The fact that truth is indispensable for a meaningful life does not mean that it is always agreeable. Mounting the bathroom scale can be a breathless ascent, because the anxious weight-watcher knows that this simple piece of machinery tells the truth.

But he disconcerting truth that one is overweight may be exactly what one needs if exercising and dieting are to follow. The freedom that health offers may need to be preceded by the disagreeable truth that one is too fat.

Truth is as natural to our minds as oxygen is to our lungs and food is to our digestive system. It is a great mistake to regard the teaching of truth as an imposition. The Church does not, nor can she, “impose” truth.

Rather, she endeavors to propose truths to those who are disposed to receive them. The Vatican’s Declaration of Religious Liberty states that, “The truth cannot impose itself except by virtue of its own truth, as it wins over the mind with gentleness and power.

The Church as Guardian of the Truth and Teacher of the Word provides food for hungry minds. She does not impose the truth; no more than do Christians impose food on hungry bodies when they practice this corporeal act of mercy.

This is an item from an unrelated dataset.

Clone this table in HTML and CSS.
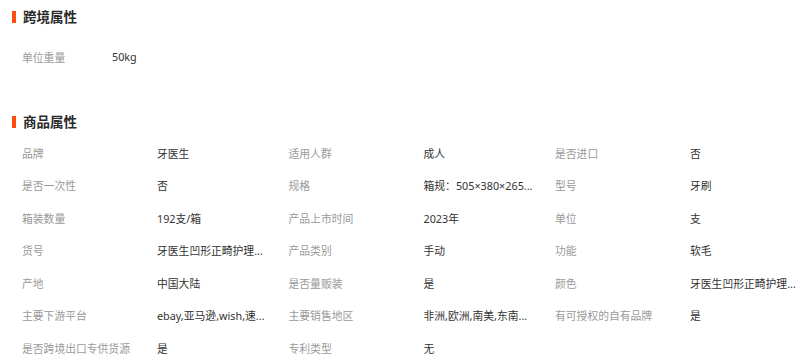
FILE: index.html
```html
<!DOCTYPE html>
<html lang="zh-CN">
<head>
<meta charset="utf-8">
<link rel="stylesheet" href="styles.css">
</head>
<body>
<div class="page">
  <section class="sec sec-cross">
    <h2 class="title"><span class="bar"></span>跨境属性</h2>
    <div class="list list-cross">
      <div class="item">
        <span class="label label-narrow">单位重量</span>
        <span class="value">50kg</span>
      </div>
    </div>
  </section>
  <section class="sec sec-goods">
    <h2 class="title"><span class="bar"></span>商品属性</h2>
    <div class="grid">
      <div class="item"><span class="label">品牌</span><span class="value">牙医生</span></div>
      <div class="item"><span class="label">适用人群</span><span class="value">成人</span></div>
      <div class="item"><span class="label">是否进口</span><span class="value">否</span></div>

      <div class="item"><span class="label">是否一次性</span><span class="value">否</span></div>
      <div class="item"><span class="label">规格</span><span class="value">箱规：505×380×265...</span></div>
      <div class="item"><span class="label">型号</span><span class="value">牙刷</span></div>

      <div class="item"><span class="label">箱装数量</span><span class="value">192支/箱</span></div>
      <div class="item"><span class="label">产品上市时间</span><span class="value">2023年</span></div>
      <div class="item"><span class="label">单位</span><span class="value">支</span></div>

      <div class="item"><span class="label">货号</span><span class="value">牙医生凹形正畸护理...</span></div>
      <div class="item"><span class="label">产品类别</span><span class="value">手动</span></div>
      <div class="item"><span class="label">功能</span><span class="value">软毛</span></div>

      <div class="item"><span class="label">产地</span><span class="value">中国大陆</span></div>
      <div class="item"><span class="label">是否量贩装</span><span class="value">是</span></div>
      <div class="item"><span class="label">颜色</span><span class="value">牙医生凹形正畸护理...</span></div>

      <div class="item"><span class="label">主要下游平台</span><span class="value">ebay,亚马逊,wish,速...</span></div>
      <div class="item"><span class="label">主要销售地区</span><span class="value">非洲,欧洲,南美,东南...</span></div>
      <div class="item"><span class="label">有可授权的自有品牌</span><span class="value">是</span></div>

      <div class="item"><span class="label">是否跨境出口专供货源</span><span class="value">是</span></div>
      <div class="item"><span class="label">专利类型</span><span class="value">无</span></div>
    </div>
  </section>
</div>
</body>
</html>
```

FILE: styles.css
```css
html, body {
  margin: 0;
  padding: 0;
  background: #ffffff;
}
body {
  font-family: "Noto Sans", "Noto Sans CJK SC", sans-serif;
  font-size: 10.8px;
  color: #333333;
  overflow: hidden;
}
.page {
  width: 811px;
  height: 362px;
  overflow: hidden;
}
.title {
  display: flex;
  align-items: center;
  margin: 0 0 0 12px;
  height: 20px;
  font-size: 13.5px;
  font-weight: bold;
  color: #2a2a2a;
  line-height: 20px;
}
.bar {
  display: inline-block;
  width: 4px;
  height: 12px;
  background: #ff4d0d;
  margin-right: 7px;
}
.sec-cross {
  padding-top: 7px;
}
.list-cross {
  padding-top: 13.5px;
  padding-left: 22px;
}
.sec-goods {
  padding-top: 38.75px;
}
.grid {
  padding-top: 4.75px;
  padding-left: 22px;
  display: grid;
  grid-template-columns: 266.5px 266.5px 266.5px;
  grid-auto-rows: 32.5px;
}
.item {
  display: flex;
  align-items: center;
  height: 32.5px;
  white-space: nowrap;
}
.label {
  width: 135px;
  flex: none;
  color: #9a9a9a;
}
.label-narrow {
  width: 90px;
}
.value {
  color: #333333;
}
```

She guards it because it needs to be protected against the contamination of error. She teaches it because it is more nourishing than error. Moreover, the truth enables her to teach realistically about the truth of Christ, the truth of the Catholic Church, and the truth of man. Apostles are ministers of love, but they are also servants of the truth.

By Dr. Donald DeMarco, Professor of Philosophy, St. Jerome’s College at U. of Waterloo, he is married with 5 children.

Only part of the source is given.